Write out every line of the material as it stands, apart from the pictures.

Web page code records
--- begin ---
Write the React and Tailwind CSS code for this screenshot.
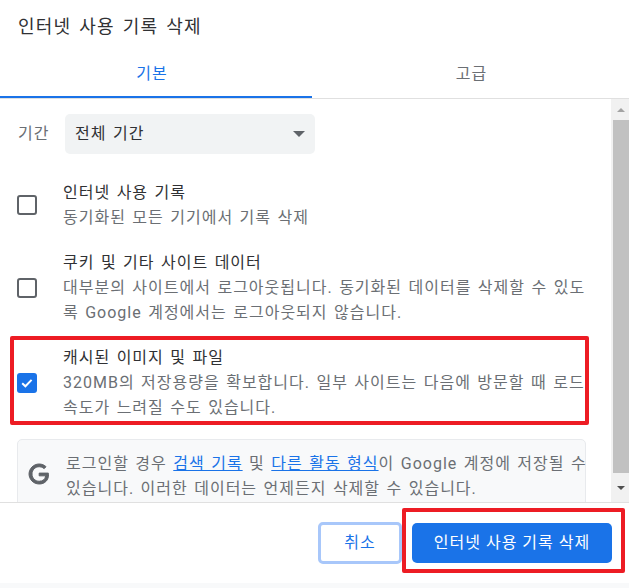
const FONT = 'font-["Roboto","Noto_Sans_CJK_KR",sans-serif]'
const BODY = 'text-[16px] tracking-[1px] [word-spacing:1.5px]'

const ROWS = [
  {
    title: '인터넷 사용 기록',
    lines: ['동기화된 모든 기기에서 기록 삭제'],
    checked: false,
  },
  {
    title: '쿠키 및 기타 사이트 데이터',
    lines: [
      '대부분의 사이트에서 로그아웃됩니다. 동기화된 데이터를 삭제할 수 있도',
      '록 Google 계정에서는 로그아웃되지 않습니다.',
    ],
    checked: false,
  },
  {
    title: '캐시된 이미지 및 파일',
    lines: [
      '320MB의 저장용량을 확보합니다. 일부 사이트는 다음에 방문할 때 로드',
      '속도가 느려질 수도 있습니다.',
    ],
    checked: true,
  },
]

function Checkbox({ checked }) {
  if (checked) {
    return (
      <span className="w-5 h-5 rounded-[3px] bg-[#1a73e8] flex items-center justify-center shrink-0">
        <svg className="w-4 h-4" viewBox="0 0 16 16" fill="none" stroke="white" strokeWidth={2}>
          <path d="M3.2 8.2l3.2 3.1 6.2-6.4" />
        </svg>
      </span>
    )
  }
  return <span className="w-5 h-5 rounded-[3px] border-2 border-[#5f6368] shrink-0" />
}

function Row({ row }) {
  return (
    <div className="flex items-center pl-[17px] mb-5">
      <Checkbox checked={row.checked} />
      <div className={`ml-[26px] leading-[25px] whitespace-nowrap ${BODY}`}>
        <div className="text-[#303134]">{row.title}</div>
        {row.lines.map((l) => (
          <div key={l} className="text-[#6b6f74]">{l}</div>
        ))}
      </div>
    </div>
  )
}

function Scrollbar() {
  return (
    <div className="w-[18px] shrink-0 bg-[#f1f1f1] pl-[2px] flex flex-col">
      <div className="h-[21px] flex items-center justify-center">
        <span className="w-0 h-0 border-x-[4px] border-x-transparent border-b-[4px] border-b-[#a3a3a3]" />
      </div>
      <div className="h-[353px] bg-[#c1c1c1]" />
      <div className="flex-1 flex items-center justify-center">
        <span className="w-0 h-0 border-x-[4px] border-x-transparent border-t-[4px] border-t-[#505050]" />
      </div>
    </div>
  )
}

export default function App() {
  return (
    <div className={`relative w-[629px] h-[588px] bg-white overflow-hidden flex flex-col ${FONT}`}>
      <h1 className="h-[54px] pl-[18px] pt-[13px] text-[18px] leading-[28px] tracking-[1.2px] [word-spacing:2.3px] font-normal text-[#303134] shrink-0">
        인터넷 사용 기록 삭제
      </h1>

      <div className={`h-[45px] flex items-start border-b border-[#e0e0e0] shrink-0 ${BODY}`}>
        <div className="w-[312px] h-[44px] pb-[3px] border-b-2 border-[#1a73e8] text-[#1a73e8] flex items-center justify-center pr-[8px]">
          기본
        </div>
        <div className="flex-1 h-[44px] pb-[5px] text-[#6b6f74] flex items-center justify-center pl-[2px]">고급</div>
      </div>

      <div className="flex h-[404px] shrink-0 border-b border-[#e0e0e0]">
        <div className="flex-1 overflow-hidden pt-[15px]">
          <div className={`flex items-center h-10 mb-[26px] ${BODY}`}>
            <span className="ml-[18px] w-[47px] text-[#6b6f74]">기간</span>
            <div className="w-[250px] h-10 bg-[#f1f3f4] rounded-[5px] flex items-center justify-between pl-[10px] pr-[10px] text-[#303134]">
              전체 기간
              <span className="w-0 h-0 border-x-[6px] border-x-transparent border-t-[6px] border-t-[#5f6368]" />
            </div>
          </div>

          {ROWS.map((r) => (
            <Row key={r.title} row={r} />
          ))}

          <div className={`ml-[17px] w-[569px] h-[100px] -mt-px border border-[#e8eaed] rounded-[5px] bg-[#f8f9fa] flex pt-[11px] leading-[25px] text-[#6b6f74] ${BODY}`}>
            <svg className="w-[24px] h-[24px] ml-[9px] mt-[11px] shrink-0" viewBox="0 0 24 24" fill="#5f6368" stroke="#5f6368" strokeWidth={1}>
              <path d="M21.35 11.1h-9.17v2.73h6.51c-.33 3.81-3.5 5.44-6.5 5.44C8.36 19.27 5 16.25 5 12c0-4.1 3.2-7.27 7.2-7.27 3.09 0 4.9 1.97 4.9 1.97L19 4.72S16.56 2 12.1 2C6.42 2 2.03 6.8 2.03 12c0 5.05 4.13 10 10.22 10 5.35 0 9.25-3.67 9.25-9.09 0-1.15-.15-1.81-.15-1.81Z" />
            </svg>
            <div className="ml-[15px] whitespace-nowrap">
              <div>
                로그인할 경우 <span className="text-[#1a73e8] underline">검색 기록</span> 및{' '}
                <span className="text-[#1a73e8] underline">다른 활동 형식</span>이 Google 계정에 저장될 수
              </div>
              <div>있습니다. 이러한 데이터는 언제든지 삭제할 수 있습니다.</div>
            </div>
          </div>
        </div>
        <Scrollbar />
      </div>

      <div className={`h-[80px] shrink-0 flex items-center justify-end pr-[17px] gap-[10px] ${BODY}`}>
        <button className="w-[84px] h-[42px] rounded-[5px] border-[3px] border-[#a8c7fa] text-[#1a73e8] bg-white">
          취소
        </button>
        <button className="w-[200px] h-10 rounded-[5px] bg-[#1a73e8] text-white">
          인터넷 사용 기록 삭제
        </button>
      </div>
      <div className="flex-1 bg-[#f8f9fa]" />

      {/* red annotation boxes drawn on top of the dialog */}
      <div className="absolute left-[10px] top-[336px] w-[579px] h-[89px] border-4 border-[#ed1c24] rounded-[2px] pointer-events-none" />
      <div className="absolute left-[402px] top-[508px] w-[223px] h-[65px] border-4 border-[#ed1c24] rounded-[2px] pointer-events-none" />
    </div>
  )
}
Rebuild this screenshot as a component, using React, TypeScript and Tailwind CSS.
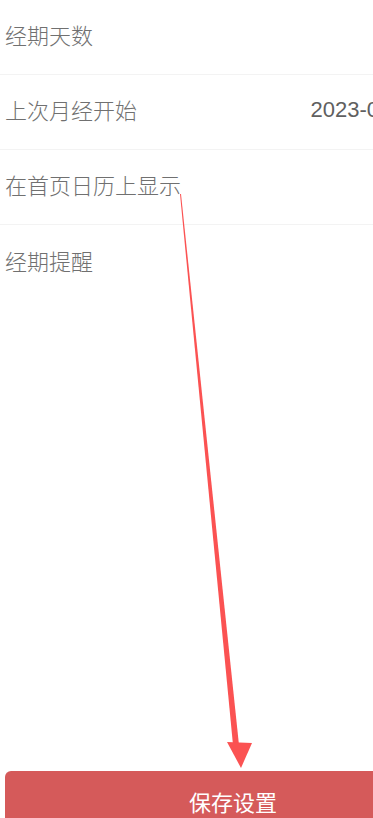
--- end ---
Written answer =>
Write the React and Tailwind CSS code for this screenshot.
const FONT = 'font-["Roboto","Noto_Sans_CJK_KR",sans-serif]'
const BODY = 'text-[16px] tracking-[1px] [word-spacing:1.5px]'

const ROWS = [
  {
    title: '인터넷 사용 기록',
    lines: ['동기화된 모든 기기에서 기록 삭제'],
    checked: false,
  },
  {
    title: '쿠키 및 기타 사이트 데이터',
    lines: [
      '대부분의 사이트에서 로그아웃됩니다. 동기화된 데이터를 삭제할 수 있도',
      '록 Google 계정에서는 로그아웃되지 않습니다.',
    ],
    checked: false,
  },
  {
    title: '캐시된 이미지 및 파일',
    lines: [
      '320MB의 저장용량을 확보합니다. 일부 사이트는 다음에 방문할 때 로드',
      '속도가 느려질 수도 있습니다.',
    ],
    checked: true,
  },
]

function Checkbox({ checked }) {
  if (checked) {
    return (
      <span className="w-5 h-5 rounded-[3px] bg-[#1a73e8] flex items-center justify-center shrink-0">
        <svg className="w-4 h-4" viewBox="0 0 16 16" fill="none" stroke="white" strokeWidth={2}>
          <path d="M3.2 8.2l3.2 3.1 6.2-6.4" />
        </svg>
      </span>
    )
  }
  return <span className="w-5 h-5 rounded-[3px] border-2 border-[#5f6368] shrink-0" />
}

function Row({ row }) {
  return (
    <div className="flex items-center pl-[17px] mb-5">
      <Checkbox checked={row.checked} />
      <div className={`ml-[26px] leading-[25px] whitespace-nowrap ${BODY}`}>
        <div className="text-[#303134]">{row.title}</div>
        {row.lines.map((l) => (
          <div key={l} className="text-[#6b6f74]">{l}</div>
        ))}
      </div>
    </div>
  )
}

function Scrollbar() {
  return (
    <div className="w-[18px] shrink-0 bg-[#f1f1f1] pl-[2px] flex flex-col">
      <div className="h-[21px] flex items-center justify-center">
        <span className="w-0 h-0 border-x-[4px] border-x-transparent border-b-[4px] border-b-[#a3a3a3]" />
      </div>
      <div className="h-[353px] bg-[#c1c1c1]" />
      <div className="flex-1 flex items-center justify-center">
        <span className="w-0 h-0 border-x-[4px] border-x-transparent border-t-[4px] border-t-[#505050]" />
      </div>
    </div>
  )
}

export default function App() {
  return (
    <div className={`relative w-[629px] h-[588px] bg-white overflow-hidden flex flex-col ${FONT}`}>
      <h1 className="h-[54px] pl-[18px] pt-[13px] text-[18px] leading-[28px] tracking-[1.2px] [word-spacing:2.3px] font-normal text-[#303134] shrink-0">
        인터넷 사용 기록 삭제
      </h1>

      <div className={`h-[45px] flex items-start border-b border-[#e0e0e0] shrink-0 ${BODY}`}>
        <div className="w-[312px] h-[44px] pb-[3px] border-b-2 border-[#1a73e8] text-[#1a73e8] flex items-center justify-center pr-[8px]">
          기본
        </div>
        <div className="flex-1 h-[44px] pb-[5px] text-[#6b6f74] flex items-center justify-center pl-[2px]">고급</div>
      </div>

      <div className="flex h-[404px] shrink-0 border-b border-[#e0e0e0]">
        <div className="flex-1 overflow-hidden pt-[15px]">
          <div className={`flex items-center h-10 mb-[26px] ${BODY}`}>
            <span className="ml-[18px] w-[47px] text-[#6b6f74]">기간</span>
            <div className="w-[250px] h-10 bg-[#f1f3f4] rounded-[5px] flex items-center justify-between pl-[10px] pr-[10px] text-[#303134]">
              전체 기간
              <span className="w-0 h-0 border-x-[6px] border-x-transparent border-t-[6px] border-t-[#5f6368]" />
            </div>
          </div>

          {ROWS.map((r) => (
            <Row key={r.title} row={r} />
          ))}

          <div className={`ml-[17px] w-[569px] h-[100px] -mt-px border border-[#e8eaed] rounded-[5px] bg-[#f8f9fa] flex pt-[11px] leading-[25px] text-[#6b6f74] ${BODY}`}>
            <svg className="w-[24px] h-[24px] ml-[9px] mt-[11px] shrink-0" viewBox="0 0 24 24" fill="#5f6368" stroke="#5f6368" strokeWidth={1}>
              <path d="M21.35 11.1h-9.17v2.73h6.51c-.33 3.81-3.5 5.44-6.5 5.44C8.36 19.27 5 16.25 5 12c0-4.1 3.2-7.27 7.2-7.27 3.09 0 4.9 1.97 4.9 1.97L19 4.72S16.56 2 12.1 2C6.42 2 2.03 6.8 2.03 12c0 5.05 4.13 10 10.22 10 5.35 0 9.25-3.67 9.25-9.09 0-1.15-.15-1.81-.15-1.81Z" />
            </svg>
            <div className="ml-[15px] whitespace-nowrap">
              <div>
                로그인할 경우 <span className="text-[#1a73e8] underline">검색 기록</span> 및{' '}
                <span className="text-[#1a73e8] underline">다른 활동 형식</span>이 Google 계정에 저장될 수
              </div>
              <div>있습니다. 이러한 데이터는 언제든지 삭제할 수 있습니다.</div>
            </div>
          </div>
        </div>
        <Scrollbar />
      </div>

      <div className={`h-[80px] shrink-0 flex items-center justify-end pr-[17px] gap-[10px] ${BODY}`}>
        <button className="w-[84px] h-[42px] rounded-[5px] border-[3px] border-[#a8c7fa] text-[#1a73e8] bg-white">
          취소
        </button>
        <button className="w-[200px] h-10 rounded-[5px] bg-[#1a73e8] text-white">
          인터넷 사용 기록 삭제
        </button>
      </div>
      <div className="flex-1 bg-[#f8f9fa]" />

      {/* red annotation boxes drawn on top of the dialog */}
      <div className="absolute left-[10px] top-[336px] w-[579px] h-[89px] border-4 border-[#ed1c24] rounded-[2px] pointer-events-none" />
      <div className="absolute left-[402px] top-[508px] w-[223px] h-[65px] border-4 border-[#ed1c24] rounded-[2px] pointer-events-none" />
    </div>
  )
}
Rebuild this screenshot as a component, using React, TypeScript and Tailwind CSS.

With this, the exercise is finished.